Criptomoedas são a economia descentralizada. NFTs são a cultura descentralizada.

RVMR - O que é “normcore”? Como ele se encaixa na cultura contemporânea?

JP Cavalcanti - Normcore foi, junto com a palavra Vape, a palavra do ano em 2014 de acordo com a famosa eleição anual promovida pelo Dicionário Oxford. Com a diferença de que normcore foi uma palavra nascida de um relatório de tendência que construímos e apresentamos junto com o coletivo de arte de Nova York, K-Hole. O relatório-arte que introduziu este termo pela primeira vez, junto com vários outros dados e insights importantes, foi apresentado em 2013 na Serpentine Gallery em Londres sob o nome de “Youth Mode: a report on Freedom” e curadoria de Hans Ulrich Obrist. O relatório pode ser baixado gratuitamente em .pdf na internet até hoje.

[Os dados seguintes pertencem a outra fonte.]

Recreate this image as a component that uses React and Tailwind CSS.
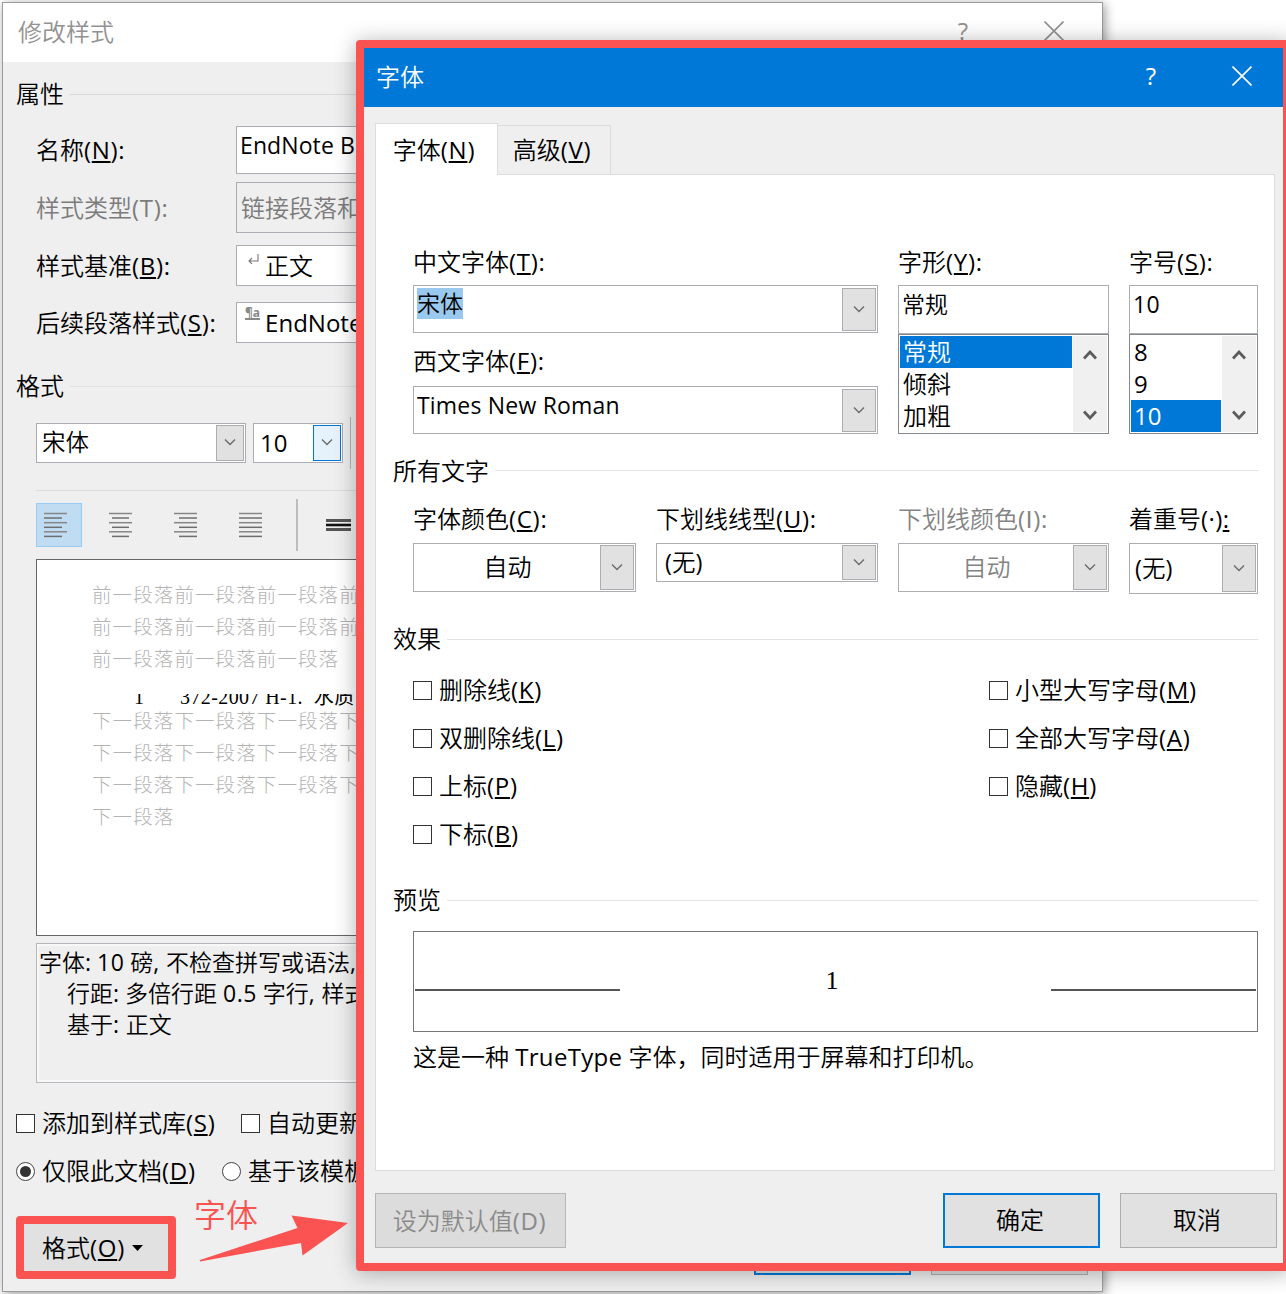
import { clsx } from "clsx"

const alignIcons = [
    { name: "left", short: [0, 18] },
    { name: "center", short: [3, 20] },
    { name: "right", short: [5, 23] },
    { name: "justify", short: [0, 23] },
]

const leftEffects = [
    ["删除线", "K"],
    ["双删除线", "L"],
    ["上标", "P"],
    ["下标", "B"],
]

const rightEffects = [
    ["小型大写字母", "M"],
    ["全部大写字母", "A"],
    ["隐藏", "H"],
]

function Hot({ text, letter, colon = true, plain }) {
    return (
        <span className="whitespace-nowrap">
            {text}
            <span className="font-normal tracking-[0.7px]">
                (<span className={clsx(!plain && "underline decoration-[1.5px] underline-offset-2", letter == "I" && "font-['Liberation_Sans',sans-serif]")}>{letter}</span>){colon && ":"}
            </span>
        </span>
    )
}

function Chevron({ up, bold }) {
    return (
        <svg width="14" height="10" viewBox="0 0 14 10" fill="none" stroke={bold ? "#5c5c5c" : "#6b6b6b"} strokeWidth={bold ? 2.8 : 1.4}>
            <path d={up ? "M1 8.5 L7 2 L13 8.5" : bold ? "M1 1.5 L7 8 L13 1.5" : "M2 2.5 L7 7.5 L12 2.5"} />
        </svg>
    )
}

function DropButton({ active, className }) {
    return (
        <div className={clsx("flex shrink-0 items-center justify-center border pb-[2px]", active ? "border-[#0078d7] bg-[#e5f1fb]" : "border-[#adadad] bg-[#e1e1e1]", className)}>
            <Chevron />
        </div>
    )
}

function Section({ title, className, line = "bg-[#e2e2e2]" }) {
    return (
        <div className={clsx("flex items-center gap-[6px]", className)}>
            <span className="whitespace-nowrap">{title}</span>
            <div className={clsx("h-px flex-1", line)} />
        </div>
    )
}

function Check({ text, letter }) {
    return (
        <div className="flex h-6 items-center gap-[7px]">
            <div className="h-[19px] w-[19px] shrink-0 border-[1.5px] border-[#333] bg-white" />
            <Hot text={text} letter={letter} colon={false} />
        </div>
    )
}

function AlignIcon({ short }) {
    return (
        <svg width="23" height="26" viewBox="0 0 23 26" strokeWidth="1.5">
            {[1.5, 6, 10.7, 15.3, 19.8, 24.4].map((y, i) => (
                <line key={y} x1={i % 2 ? short[0] : 0} x2={i % 2 ? short[1] : 23} y1={y} y2={y} stroke={i % 2 ? "#6e6e6e" : "#868686"} />
            ))}
        </svg>
    )
}

function CloseIcon({ color }) {
    return (
        <svg width="20" height="20" viewBox="0 0 20 20" stroke={color} strokeWidth="1.6">
            <path d="M0.5 0.5 L19.5 19.5 M19.5 0.5 L0.5 19.5" />
        </svg>
    )
}

function ListBox({ items, selected, className }) {
    return (
        <div className={clsx("flex h-[100px] border border-[#828790] bg-white p-px", className)}>
            <div className="flex-1">
                {items.map(item => (
                    <div key={item} className={clsx("flex h-8 items-center pl-[3px]", item == selected && "bg-[#0078d7] text-white")}>{item}</div>
                ))}
            </div>
            <div className="ml-px flex w-[34px] flex-col items-center justify-between bg-[#f0f0f0] pb-3 pt-[14px]">
                <Chevron up bold />
                <Chevron bold />
            </div>
        </div>
    )
}

function StyleDialog() {
    return (
        <div className="absolute left-[2px] top-[2px] h-[1290px] w-[1101px] border border-[#9b9b9b] bg-[#efefef] shadow-[2px_2px_10px_rgba(0,0,0,0.4)]">
            <div className="flex h-[59px] items-center bg-white pl-[15px] text-[#929292]">
                <span className="flex-1 pb-px">修改样式</span>
                <span className="mr-[76px] pb-1 font-normal">?</span>
                <span className="mr-[38px] pb-1"><CloseIcon color="#929292" /></span>
            </div>

            <div className="w-[500px] pl-[13px]">
                <Section title="属性" className="h-16" line="bg-[#d9d9d9]" />
                <div className="flex flex-col pl-5">
                    <div className="flex h-12 items-center">
                        <div className="w-[200px] shrink-0"><Hot text="名称" letter="N" /></div>
                        <div className="h-full flex-1 whitespace-nowrap border border-[#abadb3] bg-white pl-[3px] text-[23px] font-normal leading-[37px] tracking-[0.1px]">EndNote Bi</div>
                    </div>
                    <div className="mt-2 flex h-[51px] items-center text-[#7b7b7b]">
                        <div className="w-[200px] shrink-0"><Hot text="样式类型" letter="T" plain /></div>
                        <div className="flex h-full flex-1 items-center whitespace-nowrap border border-[#abadb3] pl-1 text-[24px]">链接段落和</div>
                    </div>
                    <div className="mt-3 flex h-[41px] items-center">
                        <div className="w-[200px] shrink-0"><Hot text="样式基准" letter="B" /></div>
                        <div className="flex h-full flex-1 items-center border border-[#abadb3] bg-white pl-[11px]">
                            <svg className="mb-[14px] mr-[6px]" width="11" height="10" viewBox="0 0 11 10" fill="none" stroke="#777" strokeWidth="1.1">
                                <path d="M10 0 V7 H1 M4 4 L1 7 L4 10" />
                            </svg>
                            正文
                        </div>
                    </div>
                    <div className="mt-4 flex h-[41px] items-center">
                        <div className="w-[200px] shrink-0"><Hot text="后续段落样式" letter="S" /></div>
                        <div className="flex h-full flex-1 items-center whitespace-nowrap border border-[#abadb3] bg-white pl-2 font-normal">
                            <span className="mb-[18px] mr-[5px] border-b-2 border-[#888] text-[12px] font-bold leading-[11px] text-[#888]">¶a</span>
                            EndNote
                        </div>
                    </div>
                </div>

                <Section title="格式" className="h-20 pt-[6px]" />
                <div className="flex flex-col pl-5">
                    <div className="flex h-10 items-center">
                        <div className="flex h-full w-[210px] items-center justify-between border border-[#abadb3] bg-white p-px pl-[5px] text-[23.5px]">
                            宋体
                            <DropButton className="h-full w-7" />
                        </div>
                        <div className="ml-[7px] flex h-full w-[90px] items-center justify-between border border-[#abadb3] bg-white p-px pl-[6px] font-normal">
                            10
                            <DropButton active className="h-full w-7" />
                        </div>
                        <div className="ml-[7px] h-[52px] w-px shrink-0 bg-[#b5b5b5]" />
                    </div>
                    <div className="mt-[27px] h-px bg-[#dcdcdc]" />
                    <div className="mt-[11px] flex h-[45px] items-center">
                        {alignIcons.map((icon, i) => (
                            <div key={icon.name} className={clsx("mr-[19px] flex h-[44px] w-[46px] items-center border pl-[7px]", i == 0 ? "border-[#99ccf3] bg-[#c0dcf3]" : "border-transparent")}>
                                <AlignIcon short={icon.short} />
                            </div>
                        ))}
                        <div className="h-[52px] w-[2px] bg-[#bdbdbd]" />
                        <svg className="ml-7" width="25" height="12" viewBox="0 0 25 12">
                            <path d="M0 1.5 H25 M0 10.5 H25" stroke="#555" strokeWidth="3" />
                            <path d="M0 6 H25" stroke="#111" strokeWidth="2.6" />
                        </svg>
                    </div>

                    <div className="mt-3 h-[377px] whitespace-nowrap border border-[#666] bg-white pl-[55px] pt-5 font-['Liberation_Serif','Noto_Sans_CJK_SC',serif] text-[19.5px] font-light leading-8 tracking-[1.1px] text-[#b4b4b4]">
                        <p>前一段落前一段落前一段落前</p>
                        <p>前一段落前一段落前一段落前</p>
                        <p>前一段落前一段落前一段落</p>
                        <div className="-mb-[2px] mt-[18px] flex h-[14px] items-end overflow-hidden pl-[42px] font-normal text-[20px] tracking-[0.4px] text-black">
                            <span className="h-[22px] w-[46px] leading-[22px]">1</span>
                            <span className="h-[22px] leading-[22px]">372-2007 H-1.&nbsp; 水质</span>
                        </div>
                        <p>下一段落下一段落下一段落下</p>
                        <p>下一段落下一段落下一段落下</p>
                        <p>下一段落下一段落下一段落下</p>
                        <p>下一段落</p>
                    </div>

                    <div className="mt-[7px] h-[140px] whitespace-nowrap border border-[#b5b7bd] pl-[2px] pt-[3px] text-[23px] leading-[31px] shadow-[inset_0_0_0_2px_#f8f8f8]">
                        <p>字体<span className="font-normal">: <span className="tracking-[0.5px]">10</span></span> 磅<span className="font-normal tracking-[0.4px]">, </span>不检查拼写或语法<span className="font-normal">,</span></p>
                        <p className="pl-7">行距<span className="font-normal">: </span>多倍行距 <span className="font-normal tracking-[0.5px]">0.5</span> 字行<span className="font-normal tracking-[0.4px]">, </span>样式</p>
                        <p className="pl-7">基于<span className="font-normal tracking-[0.4px]">: </span>正文</p>
                    </div>
                </div>

                <div className="mt-7 flex whitespace-nowrap">
                    <div className="w-[225px]"><Check text="添加到样式库" letter="S" /></div>
                    <div className="flex h-6 items-center gap-[7px]">
                        <div className="h-[19px] w-[19px] border-[1.5px] border-[#333] bg-white" />
                        自动更新
                    </div>
                </div>
                <div className="mt-6 flex h-6 items-center whitespace-nowrap">
                    <div className="mr-[7px] flex h-[19px] w-[19px] items-center justify-center rounded-full border-[1.5px] border-[#444] bg-white">
                        <div className="h-[11px] w-[11px] rounded-full bg-[#333]" />
                    </div>
                    <div className="w-[180px]"><Hot text="仅限此文档" letter="D" colon={false} /></div>
                    <div className="mr-[7px] h-[19px] w-[19px] shrink-0 rounded-full border-[1.5px] border-[#444] bg-white" />
                    基于该模板
                </div>
                <div className="mt-[33px] flex">
                    <div className="flex h-[63px] w-[160px] items-center gap-[7px] rounded-[4px] border-8 border-[#fb5252] bg-[#e1e1e1] pl-[18px]">
                        <Hot text="格式" letter="O" colon={false} />
                        <svg width="11" height="6" viewBox="0 0 11 6"><path d="M0 0 H11 L5.5 6 Z" /></svg>
                    </div>
                </div>
            </div>
            <div className="absolute bottom-[16px] right-[14px] flex gap-5">
                <div className="h-[55px] w-[157px] border-2 border-[#0078d7] bg-[#e1e1e1]" />
                <div className="h-[55px] w-[157px] border border-[#adadad] bg-[#e1e1e1]" />
            </div>
        </div>
    )
}

function FontDialog() {
    return (
        <div className="absolute left-[356px] top-[40px] flex h-[1231px] w-[935px] flex-col rounded-[4px] border-8 border-[#fb5252] bg-[#efefef] shadow-[0_2px_22px_rgba(0,0,0,0.3)]">
            <div className="flex h-[59px] shrink-0 items-center bg-[#0078d7] pb-[3px] pl-3 text-white">
                <span className="flex-1 pt-px">字体</span>
                <span className="mr-[76px] font-normal">?</span>
                <span className="mr-[31px]"><CloseIcon color="#fff" /></span>
            </div>

            <div className="mt-4 flex h-[51px] items-end pl-[11px]">
                <div className="z-10 -mb-px flex h-[52px] w-[123px] items-center justify-center border border-b-0 border-[#dcdcdc] bg-white pr-[5px]"><Hot text="字体" letter="N" colon={false} /></div>
                <div className="flex h-[49px] w-[113px] items-center justify-center border border-b-0 border-l-0 border-[#dcdcdc] pr-1"><Hot text="高级" letter="V" colon={false} /></div>
            </div>

            <div className="ml-[11px] h-[997px] w-[900px] border border-[#dcdcdc] bg-white pl-[17px] pr-4">
                <div className="flex gap-5 pl-5 pt-[74px]">
                    <div className="w-[465px]">
                        <div className="flex h-[36px] items-center pb-[11px]"><Hot text="中文字体" letter="T" /></div>
                        <div className="flex h-12 justify-between border border-[#abadb3] p-px pl-[3px] pt-[2px]">
                            <span className="h-[31px] bg-[#99c9ef] text-[23px] leading-[30px]">宋体</span>
                            <DropButton className="h-[43px] w-[34px]" />
                        </div>
                        <div className="flex h-[53px] items-center pt-[3px]"><Hot text="西文字体" letter="F" /></div>
                        <div className="flex h-12 justify-between border border-[#abadb3] p-px pl-[3px] pt-[2px]">
                            <span className="text-[23px] font-normal leading-[33px] tracking-[0.2px]">Times New Roman</span>
                            <DropButton className="h-[43px] w-[34px]" />
                        </div>
                    </div>
                    <div className="w-[211px]">
                        <div className="flex h-[36px] items-center pb-[11px]"><Hot text="字形" letter="Y" /></div>
                        <div className="h-[49px] border border-[#abadb3] pl-[3px] text-[23px] leading-[37px]">常规</div>
                        <ListBox items={["常规", "倾斜", "加粗"]} selected="常规" />
                    </div>
                    <div className="w-[129px]">
                        <div className="flex h-[36px] items-center pb-[11px]"><Hot text="字号" letter="S" /></div>
                        <div className="h-[49px] border border-[#abadb3] pl-[3px] text-[23px] font-normal leading-[36px] tracking-[0.3px]">10</div>
                        <ListBox items={["8", "9", "10"]} selected="10" className="font-normal" />
                    </div>
                </div>

                <Section title="所有文字" className="h-[73px]" />

                <div className="flex gap-5 pl-5">
                    <div className="w-[223px]">
                        <div className="flex h-[36px] items-center pb-[12px]"><Hot text="字体颜色" letter="C" /></div>
                        <div className="flex h-[49px] justify-between border border-[#abadb3] p-px">
                            <span className="flex flex-1 items-center justify-center pb-[2px]">自动</span>
                            <DropButton className="h-full w-[34px]" />
                        </div>
                    </div>
                    <div className="w-[222px]">
                        <div className="flex h-[36px] items-center pb-[12px]"><Hot text="下划线线型" letter="U" /></div>
                        <div className="flex h-[39px] items-center justify-between border border-[#abadb3] p-px pl-2">
                            <span className="text-[23.5px]"><span className="font-normal">(</span>无<span className="font-normal">)</span></span>
                            <DropButton className="h-full w-[34px]" />
                        </div>
                    </div>
                    <div className="w-[211px] text-[#838383]">
                        <div className="flex h-[36px] items-center pb-[12px]"><Hot text="下划线颜色" letter="I" plain /></div>
                        <div className="flex h-[49px] justify-between border border-[#abadb3] p-px">
                            <span className="flex flex-1 items-center justify-center pb-[2px]">自动</span>
                            <DropButton className="h-full w-[34px]" />
                        </div>
                    </div>
                    <div className="w-[129px]">
                        <div className="flex h-[36px] items-center whitespace-nowrap pb-[12px]">着重号<span className="font-normal tracking-[0.4px]">(·)<span className="underline decoration-[1.5px] underline-offset-2">:</span></span></div>
                        <div className="flex h-[51px] items-center justify-between border border-[#abadb3] p-px pl-[5px]">
                            <span className="text-[23.5px]"><span className="font-normal">(</span>无<span className="font-normal">)</span></span>
                            <DropButton className="h-full w-[34px]" />
                        </div>
                    </div>
                </div>

                <Section title="效果" className="mt-[33px] h-6" />
                <div className="mt-[27px] flex h-[168px] pl-5">
                    <div className="flex w-[576px] flex-col gap-6">
                        {leftEffects.map(([text, letter]) => <Check key={letter} text={text} letter={letter} />)}
                    </div>
                    <div className="flex flex-col gap-6">
                        {rightEffects.map(([text, letter]) => <Check key={letter} text={text} letter={letter} />)}
                    </div>
                </div>

                <Section title="预览" className="mt-[42px] h-6" />
                <div className="ml-5 mt-[19px] flex h-[101px] items-start justify-between border border-[#767676] px-px pt-[36px] font-['Liberation_Serif',serif]">
                    <div className="mt-[21px] h-[1.5px] w-[205px] bg-[#555]" />
                    <span className="pr-[7px] text-[26px] font-normal leading-[26px]">1</span>
                    <div className="mt-[21px] h-[1.5px] w-[205px] bg-[#555]" />
                </div>
                <p className="ml-5 mt-[7px] whitespace-nowrap leading-9">这是一种 <span className="font-normal tracking-[0.3px]">TrueType</span> 字体，同时适用于屏幕和打印机。</p>
            </div>

            <div className="mt-[22px] flex h-[55px] pl-[11px]">
                <div className="flex w-[191px] items-center justify-center border border-[#b5b5b5] bg-[#dcdcdc] pr-[2px] text-[#8a8a8a]"><Hot text="设为默认值" letter="D" colon={false} plain /></div>
                <div className="ml-[377px] flex w-[157px] items-center justify-center border-2 border-[#0078d7] bg-[#e1e1e1] pb-px pr-[3px]">确定</div>
                <div className="ml-5 flex w-[157px] items-center justify-center border border-[#adadad] bg-[#e1e1e1] pb-px pr-[3px]">取消</div>
            </div>
        </div>
    )
}

export default function App() {
    return (
        <div className="relative h-[1294px] w-[1286px] overflow-hidden bg-white font-['Open_Sans','Noto_Sans_CJK_SC',sans-serif] text-[24px] font-[350] leading-none text-black">
            <StyleDialog />
            <FontDialog />
            <span className="absolute left-[194px] top-[1199px] text-[32px] text-[#fb5252]">字体</span>
            <svg className="absolute left-[198px] top-[1212px]" width="154" height="52" viewBox="198 1212 154 52" fill="#fb5252">
                <path d="M200 1260 L297.500 1228 L291.500 1215.500 L348 1223 L302.500 1255.500 L301 1243 L200 1261.500 Z" />
            </svg>
        </div>
    )
}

Normcore é um termo que inventamos no relatório para se referir à “cultificação” da normalidade que estava começando a nascer quase como um movimento de resistência juvenil incompreensível naquela época. Normcore é um termo que descreve uma tendência de moda e cultura caracterizada pela adoção deliberada de um estilo comum e não distintivo, enfatizando a normalidade e o conforto em detrimento da extravagância ou do esforço para se destacar. O normcore busca uma autenticidade que transcende a necessidade de ostentação, valorizando roupas e comportamentos que são universalmente reconhecíveis e acessíveis.

RVMR - Você criou obras exclusivamente para o universo NFT? Poderia falar sobre elas?

JP Cavalcanti - Atualmente estou trabalhando na minha primeira coleção NFT chamada Lexus Novus, que consiste em 64 biogramas que são desenhos ou assinaturas esculturais. Estou feliz por poder canalizar esses desenhos tridimensionais para minha produção. Sinto que é uma nova estrada de mão única que lida principalmente com a ideia de desenho tridimensional e realidade virtual. Estou empolgado com os tempos em que estamos vivendo e tudo o que está se formando à nossa frente. É por isso que acho crucial ser mais artista-empreendedor, porque o papel da arte sempre foi fazer perguntas e isso sempre será um de seus principais papéis. Mas chegou o momento em que a arte não apenas faz perguntas, mas também começa a fornecer respostas.